MIDDLETOWN, NEW YORK—Mental grit and a drive to constantly move forward have led Victor Li to where he is today—principal dancer with the world’s premier classical Chinese dance company.
Every year, Li performs before tens of thousands of audience members around the world with Shen Yun Performing Arts, a New York-based dance company whose mission is to revive China’s 5,000-year civilization through the arts.
Sometimes, he’s a Confucian scholar meditating on the meaning of life, and at other times, an imperial soldier defending the kingdom.
Through soaring flips, poised extensions, and penetrating facial expressions, Li seeks to convey the spirit behind the characters and stories he’s presenting on stage.
For the principal dancer, it’s about “giving your all into every movement you do,” he said.
Each movement, in turn, is a culmination of years of arduous training in one of the world’s most comprehensive dance systems.
Classical Chinese dance is an ancient art form, originating from martial arts and refined over thousands of years in the sphere of Chinese opera. Alongside complicated flips and tumbling techniques, dancers are expected to master a system of movements and expressions rounded out with the nuances of stage acting.
The Toronto-raised Li recalls being a laid-back child when he arrived to receive instruction at Fei Tian Academy of the Arts, the dance school affiliated with the company.
Early Years and Training
His early years of training were not a smooth ride. Li confessed to not being the strongest kid on the block, so the process of priming his body was tough. But it was the mental challenges that were the hardest to tackle—like overcoming his fear of falling when learning tumbling techniques.
“You need to be very clear on what you’re doing when you’re upside down in the air,” Li said.
The dancer explained that he has to have a clear mind and focus because, as he said, “If I’m thinking too much, I might get scared.”
And even when he does fall—which can happen quite often during practice, according to Li—it’s about picking yourself up and trying again.
“My first thought is, ‘It’s OK, just get up off the floor,'” he said.
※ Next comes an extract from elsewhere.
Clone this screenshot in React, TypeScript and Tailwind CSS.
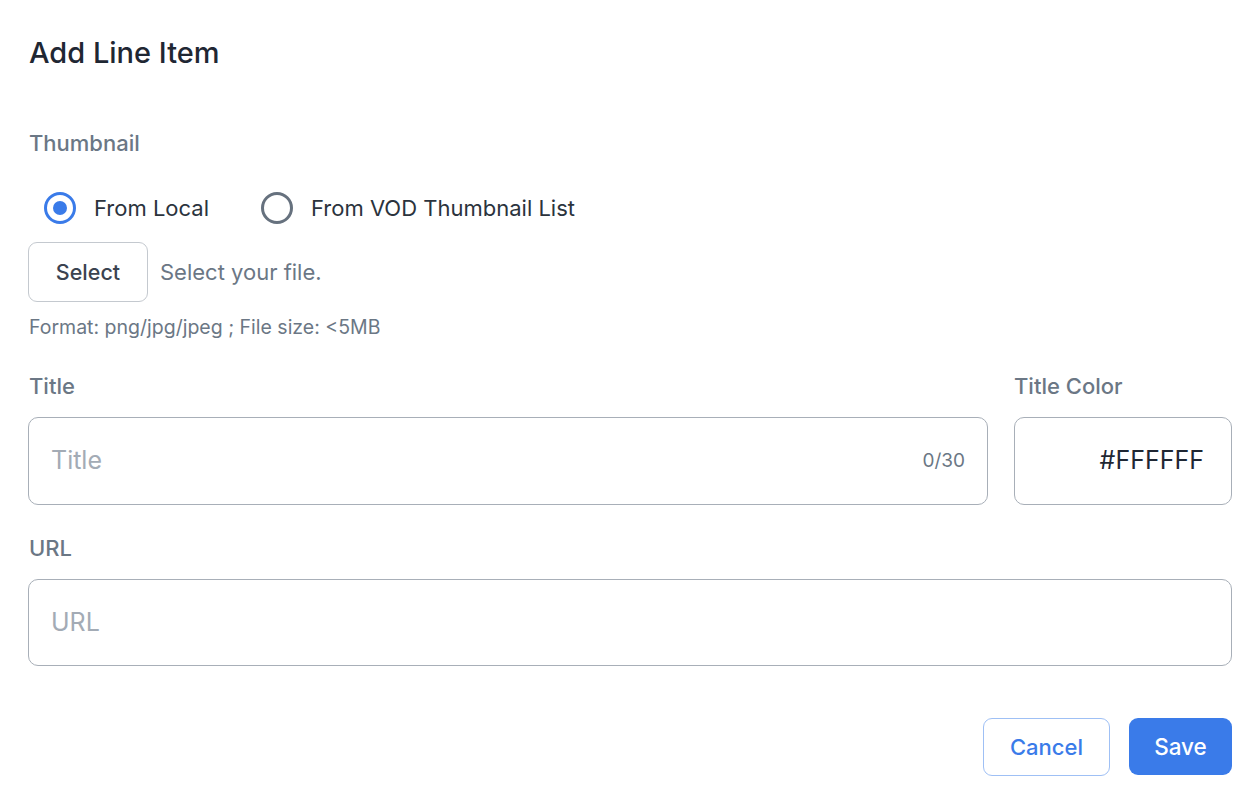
export default function App() {
  return (
    <div className="w-[1260px] h-[808px] bg-white px-[28px] text-[#1f2733]" style={{ fontFamily: 'Inter, "Noto Sans", sans-serif' }}>
      <h1 className="pt-[35px] text-[29px] leading-[36px] font-medium text-[#1f2733] pl-px">Add Line Item</h1>

      <div className="mt-[58px] text-[22px] leading-[28px] font-medium text-[#6b7785] pl-px">Thumbnail</div>

      {/* Radio group */}
      <div className="mt-[34px] flex items-center pl-[16px] h-[34px]">
        <label className="flex items-center gap-[18px]">
          <span className="w-[32px] h-[32px] rounded-full border-[3.5px] border-[#3a7be9] flex items-center justify-center">
            <span className="w-[14px] h-[14px] rounded-full bg-[#3a7be9]" />
          </span>
          <span className="text-[22px] text-[#2b333d]">From Local</span>
        </label>
        <label className="flex items-center gap-[18px] ml-[52px]">
          <span className="w-[32px] h-[32px] rounded-full border-[3.5px] border-[#66717e]" />
          <span className="text-[22px] text-[#2b333d]">From VOD Thumbnail List</span>
        </label>
      </div>

      {/* File select */}
      <div className="mt-[17px] flex items-center gap-[12px]">
        <button className="w-[120px] h-[60px] rounded-[9px] border border-[#c4c9cf] text-[21.5px] font-medium text-[#3b4350]">
          Select
        </button>
        <span className="text-[22px] text-[#6b7785]">Select your file.</span>
      </div>
      <div className="mt-[12px] text-[19.5px] leading-[26px] text-[#6b7785] pl-px">Format: png/jpg/jpeg ; File size: &lt;5MB</div>

      {/* Title + color */}
      <div className="mt-[32px] flex gap-[26px]">
        <div className="flex-1 flex flex-col">
          <label className="text-[22px] leading-[28px] font-medium text-[#6b7785] pl-px">Title</label>
          <div className="mt-[17px] h-[88px] rounded-[10px] border border-[#a8afb8] flex items-center px-[22px]">
            <span className="flex-1 text-[25px] text-[#a3abb5]">Title</span>
            <span className="text-[19px] text-[#6b7785]">0/30</span>
          </div>
        </div>
        <div className="w-[218px] flex flex-col">
          <label className="text-[22px] leading-[28px] font-medium text-[#6b7785]">Title Color</label>
          <div className="mt-[17px] h-[88px] rounded-[10px] border border-[#a8afb8] flex items-center justify-end px-[27px]">
            <span className="text-[25px] text-[#1f2733]">#FFFFFF</span>
          </div>
        </div>
      </div>

      {/* URL */}
      <div className="mt-[29px] flex flex-col">
        <label className="text-[22px] leading-[28px] font-medium text-[#6b7785] pl-px">URL</label>
        <div className="mt-[17px] h-[87px] rounded-[10px] border border-[#a8afb8] flex items-center px-[22px]">
          <span className="text-[25px] text-[#a3abb5]">URL</span>
        </div>
      </div>

      {/* Actions */}
      <div className="mt-[52px] flex justify-end gap-[19px]">
        <button className="w-[127px] h-[58px] rounded-[9px] border border-[#9fc0f5] text-[22px] font-medium text-[#3a7be9]">
          Cancel
        </button>
        <button className="w-[103px] h-[57px] rounded-[9px] bg-[#3a7be9] text-[22.5px] font-medium text-white">
          Save
        </button>
      </div>
    </div>
  )
}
This tenacity has paid off. Li subsequently won the Bronze Award in the Adult Male Division in 2016 at the NTD 7th International Classical Chinese Dance Competition, followed by Silver in 2018 at the NTD 8th International Classical Chinese Dance Competition.
Grit and Humility
Mental toughness is also a trait shared by the historical characters Li has depicted on stage. In 2016, he portrayed Emperor Kangxi (1654–1722) of the Qing Dynasty in the story-based dance “Defending the Throne.” In the piece, the 16-year-old ruler defeats a power-hungry general who is after the throne, by using his wits rather than brawn. By devising a plan and biding his time, Kangxi manages to entrap the general and foil his plans.
Li said he prepares for his roles by researching the historical figures he portrays to learn about their characteristics and how they behaved. For fictional characters, he endeavors to “portray the character depending on how we want to portray the moral of the story,” he said.
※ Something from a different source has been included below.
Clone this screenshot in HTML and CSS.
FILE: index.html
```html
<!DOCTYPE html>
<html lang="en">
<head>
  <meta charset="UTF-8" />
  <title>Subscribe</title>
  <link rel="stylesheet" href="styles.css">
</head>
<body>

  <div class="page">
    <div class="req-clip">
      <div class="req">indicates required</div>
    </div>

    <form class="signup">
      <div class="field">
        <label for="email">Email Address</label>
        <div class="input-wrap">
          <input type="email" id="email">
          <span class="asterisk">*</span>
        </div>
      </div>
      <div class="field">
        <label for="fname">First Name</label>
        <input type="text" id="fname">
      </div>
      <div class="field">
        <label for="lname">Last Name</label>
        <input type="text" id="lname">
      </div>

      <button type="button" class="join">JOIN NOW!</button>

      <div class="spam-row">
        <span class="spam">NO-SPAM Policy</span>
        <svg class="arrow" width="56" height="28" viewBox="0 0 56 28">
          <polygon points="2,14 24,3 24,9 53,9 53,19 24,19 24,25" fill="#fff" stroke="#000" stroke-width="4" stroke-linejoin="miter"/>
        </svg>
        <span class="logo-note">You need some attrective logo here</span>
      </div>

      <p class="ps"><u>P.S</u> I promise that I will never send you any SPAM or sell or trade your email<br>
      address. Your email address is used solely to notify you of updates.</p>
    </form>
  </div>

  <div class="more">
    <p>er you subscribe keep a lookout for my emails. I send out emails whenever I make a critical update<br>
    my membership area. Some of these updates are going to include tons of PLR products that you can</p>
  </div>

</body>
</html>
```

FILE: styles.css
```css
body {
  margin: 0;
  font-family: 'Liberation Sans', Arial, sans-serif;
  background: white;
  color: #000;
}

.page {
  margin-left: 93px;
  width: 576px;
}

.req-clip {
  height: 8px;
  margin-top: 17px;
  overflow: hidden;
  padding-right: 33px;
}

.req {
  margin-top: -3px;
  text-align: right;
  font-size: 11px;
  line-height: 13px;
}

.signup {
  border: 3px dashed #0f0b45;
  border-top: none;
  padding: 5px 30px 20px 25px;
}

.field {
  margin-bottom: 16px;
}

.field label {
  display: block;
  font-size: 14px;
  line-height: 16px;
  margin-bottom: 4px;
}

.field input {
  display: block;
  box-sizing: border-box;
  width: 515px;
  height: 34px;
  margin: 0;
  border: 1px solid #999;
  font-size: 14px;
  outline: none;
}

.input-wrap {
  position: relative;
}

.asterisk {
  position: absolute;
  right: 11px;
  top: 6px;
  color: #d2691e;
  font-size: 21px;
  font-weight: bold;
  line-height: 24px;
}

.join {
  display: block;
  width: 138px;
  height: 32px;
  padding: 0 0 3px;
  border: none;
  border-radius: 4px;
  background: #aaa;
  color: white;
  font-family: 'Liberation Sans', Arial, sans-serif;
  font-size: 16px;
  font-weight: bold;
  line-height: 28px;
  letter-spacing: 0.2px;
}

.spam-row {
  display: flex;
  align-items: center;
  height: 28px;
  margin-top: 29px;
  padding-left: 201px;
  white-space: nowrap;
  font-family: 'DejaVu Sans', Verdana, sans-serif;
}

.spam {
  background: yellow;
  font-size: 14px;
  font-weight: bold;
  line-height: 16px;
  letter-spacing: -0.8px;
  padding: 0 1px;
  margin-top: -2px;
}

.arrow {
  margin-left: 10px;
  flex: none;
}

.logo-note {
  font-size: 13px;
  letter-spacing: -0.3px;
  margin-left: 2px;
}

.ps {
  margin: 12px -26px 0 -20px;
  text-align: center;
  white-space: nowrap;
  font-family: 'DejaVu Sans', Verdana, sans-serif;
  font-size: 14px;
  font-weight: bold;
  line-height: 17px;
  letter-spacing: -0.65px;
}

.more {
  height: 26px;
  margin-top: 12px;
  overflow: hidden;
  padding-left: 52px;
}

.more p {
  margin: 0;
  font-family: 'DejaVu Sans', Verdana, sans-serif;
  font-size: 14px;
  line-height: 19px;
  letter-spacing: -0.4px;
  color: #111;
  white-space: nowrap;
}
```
The stories that Li performs are undergirded by traditional Chinese values and principles, informed by Buddhist, Taoist, and Confucian teachings.
Humility is a common trait in the characters Li portrays, including an archer in the 2018 program who was bestowed with extraordinary archery skills by the divine. Even after acquiring supernormal abilities, the archer does not show off and stays humble, earning the respect of his peers.
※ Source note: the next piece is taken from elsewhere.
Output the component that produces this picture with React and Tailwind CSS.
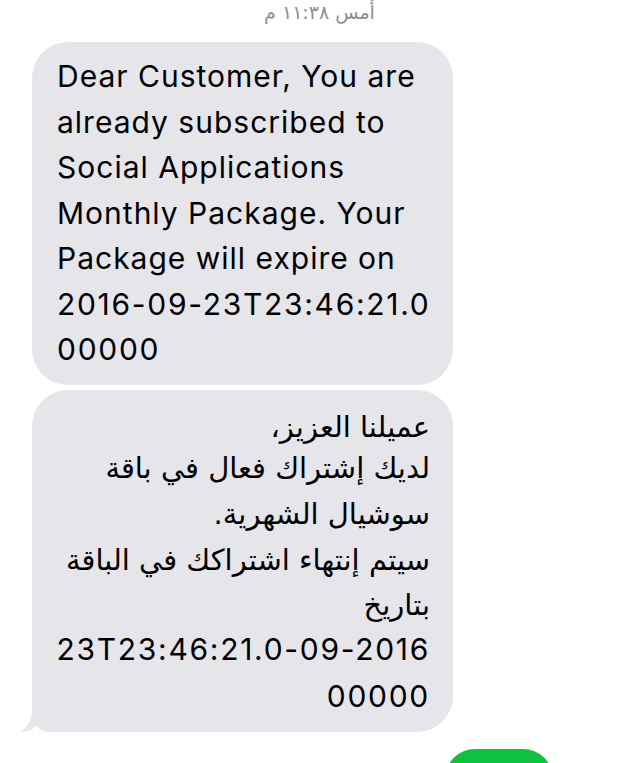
import React from 'react';

const englishLines = [
  { text: 'Dear Customer, You are', num: false },
  { text: 'already subscribed to', num: false },
  { text: 'Social Applications', num: false },
  { text: 'Monthly Package. Your', num: false },
  { text: 'Package will expire on', num: false },
  { text: '2016-09-23T23:46:21.0', num: true },
  { text: '00000', num: true },
];

const arabicLines = [
  { text: 'عميلنا العزيز،', ltr: false, h: 'h-[39px] leading-[39px]' },
  { text: 'لديك إشتراك فعال في باقة', ltr: false, h: 'h-[43.5px] leading-[43.5px]' },
  { text: 'سوشيال الشهرية.', ltr: false, h: 'h-[47.5px] leading-[47.5px]' },
  { text: 'سيتم إنتهاء اشتراكك في الباقة', ltr: false, h: 'h-[45px] leading-[45px]' },
  { text: 'بتاريخ', ltr: false, h: 'h-[44px] leading-[44px]' },
  { text: '23T23:46:21.0-09-2016', ltr: true, h: 'h-[45.5px] leading-[45.5px]' },
  { text: '00000', ltr: true, h: 'h-[46px] leading-[46px]' },
];

const App = () => {
  return (
    <div
      className="h-[763px] w-[639px] overflow-hidden bg-white text-black"
      style={{ fontFamily: "Inter, 'DejaVu Sans', sans-serif" }}
    >
      {/* Timestamp */}
      <div
        dir="rtl"
        className="text-center text-[19px] leading-[24px] text-[#8e8e93]"
        style={{ fontFamily: "'DejaVu Sans', sans-serif" }}
      >
        أمس ١١:٣٨ م
      </div>

      <div className="mt-[18px] flex flex-col gap-[5px] pl-[32px]">
        {/* English bubble */}
        <div className="w-[421px] rounded-[36px] bg-[#e5e5ea] px-[25px] py-[12px] text-[30px] leading-[45.5px]">
          {englishLines.map((line, i) => (
            <div
              key={i}
              className={line.num ? 'whitespace-nowrap tracking-[1.7px]' : 'whitespace-nowrap tracking-[1px]'}
            >
              {line.text}
            </div>
          ))}
        </div>

        {/* Arabic bubble */}
        <div className="relative w-[421px] rounded-[36px] rounded-bl-[18px] bg-[#e5e5ea] pl-[23px] pr-[23px] pt-[18.5px] pb-[13px]">
          {arabicLines.map((line, i) => (
            <div
              key={i}
              dir={line.ltr ? 'ltr' : 'rtl'}
              className={
                line.ltr
                  ? `whitespace-nowrap text-right text-[30px] tracking-[1.7px] ${line.h}`
                  : `whitespace-nowrap text-right text-[29px] ${line.h}`
              }
              style={line.ltr ? undefined : { fontFamily: "'DejaVu Sans', sans-serif" }}
            >
              {line.text}
            </div>
          ))}
          {/* tail */}
          <svg
            className="absolute bottom-0 left-[-12px]"
            width="40"
            height="30"
            viewBox="0 0 40 30"
          >
            <path
              d="M12 0 L30 0 L30 30 L40 30 C 28 30 22 26 18 22 C 14 27 8 30 0 30 C 8 26 12 18 12 6 Z"
              fill="#e5e5ea"
            />
          </svg>
        </div>
      </div>

      {/* Outgoing green bubble (cut off) */}
      <div className="mt-[17px] flex justify-end pr-[86px]">
        <div className="h-[60px] w-[108px] rounded-[30px] bg-[#10c13f]" />
      </div>
    </div>
  );
};

export default App;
Li said he also tries to apply these values, including humility, in his everyday life. He doesn’t let being principal dancer get to his head, because he sees the role as a responsibility to both his fellow dancers and the audience members.
Besides, he said, “I could improve so much more, so I feel you can’t be full of yourself.”
With each year, Li performs in more pieces as principal dancer, as the standard becomes higher and higher, so “the only thing I can do is really push myself harder now,” he said.
He said that despite the challenges, he is reminded of his purpose when he sees the faces of the patrons at the end of the performance.
“I feel really touched sometimes when I see the audience,” he said. “I feel like it’s all worth it—everything was worth it.”